My mind quickly sorted through the hundreds of conversations I’ve had over the years and I came up with a list of three general areas covering a few of the major categories:

Scenario 1) the brand manager or business owner has a new product that is a little different from competitors in the market, but not what they’d consider to be different enough to make the strategic approach obvious. They want to know how to maximize the differentiation and carve out a sizeable chunk of the market to reach the sales goals they have.

Scenario 2) the brand manager or business owner has a product that’s been on the market for a relatively short period of time but isn’t as competitive and successful as they hoped.
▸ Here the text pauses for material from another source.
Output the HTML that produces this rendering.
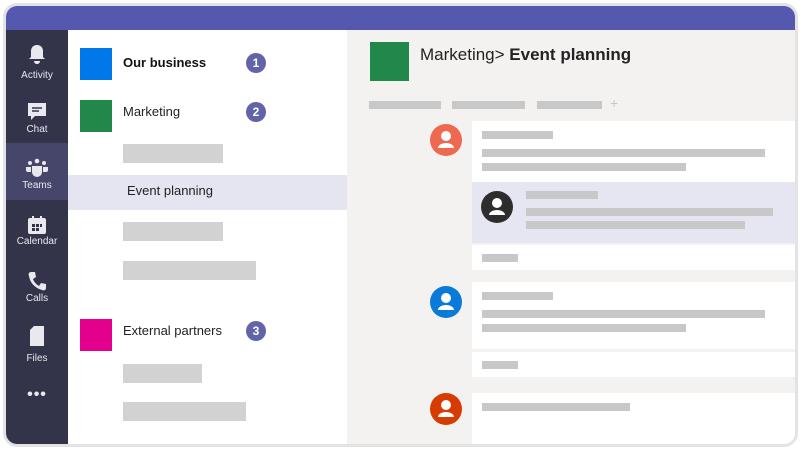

They’ve changed the messages and the creative, maybe more than once, but the impact has been limited and the product still isn’t performing the way they need it to.

Scenario 3) the brand manager or business owner is in charge of a brand that has been successful in the past, maybe even a market leader, but new market developments, technological advances, or shifting customer needs have moved the market out from under it. Today the brand is one of the pack, holding on to a piece of the market – although declining – generating some decent revenue, but not maxing out the potential it still has even as it nears the end of its lifecycle.

While the first two scenarios are obvious and continue to make up the majority of calls we receive and projects we work on, it was the recent uptick in calls and projects we’ve accepted related to scenario three that made me think this may make for an interesting PositioningTip®.

The Challenge of Mature Brands

In many cases these mature products or services have been highly successful in the past. Many were market leaders at some point. Company expectations are still relatively high, but new branded products garner most of the attention and generic competition is eroding the traditional customer base.

Sales are flat or declining and in spite of changing the messaging and creative to revitalize the brand, its impact has been negligible. Overall, promotional efforts that had been successful in the past also seem to have little effect and the customers we’ve successfully targeted before no longer see the brand as the best answer to the problem they have.

Potential Solutions

In many of these cases the team has taken the right steps but just needs a different perspective to realign the opportunity with the market that exists today. It’s a very natural course of action to stay with what has made the brand successful in the past. Even in cases where the team has considered shifting their perspective they frequently make incremental changes. This approach is completely understandable but doesn’t change the trajectory much, if at all.

Experience with brands like this over the years has exposed several common pitfalls. The most prominent is many “start at the end,” meaning teams try to shift the brand sales curve by changing the messages and creative execution as a first step. The assumption is that the product or service is still relevant to the target customer, but the messages aren’t resonating and the creative no longer catches their attention. We’ve worked with teams that have spent countless dollars and hours developing, testing, and refining new copy and creative with little to show for it. In the worst cases, teams have done this multiple times trying to get the “right” messages to move the sales needle.

The decision to change the messages and creative can be the right one, but instead of making these changes as a first step, we guide our clients to step back and reevaluate the target customer. Often, the historic target customer is no longer the customer with the potential to drive sales.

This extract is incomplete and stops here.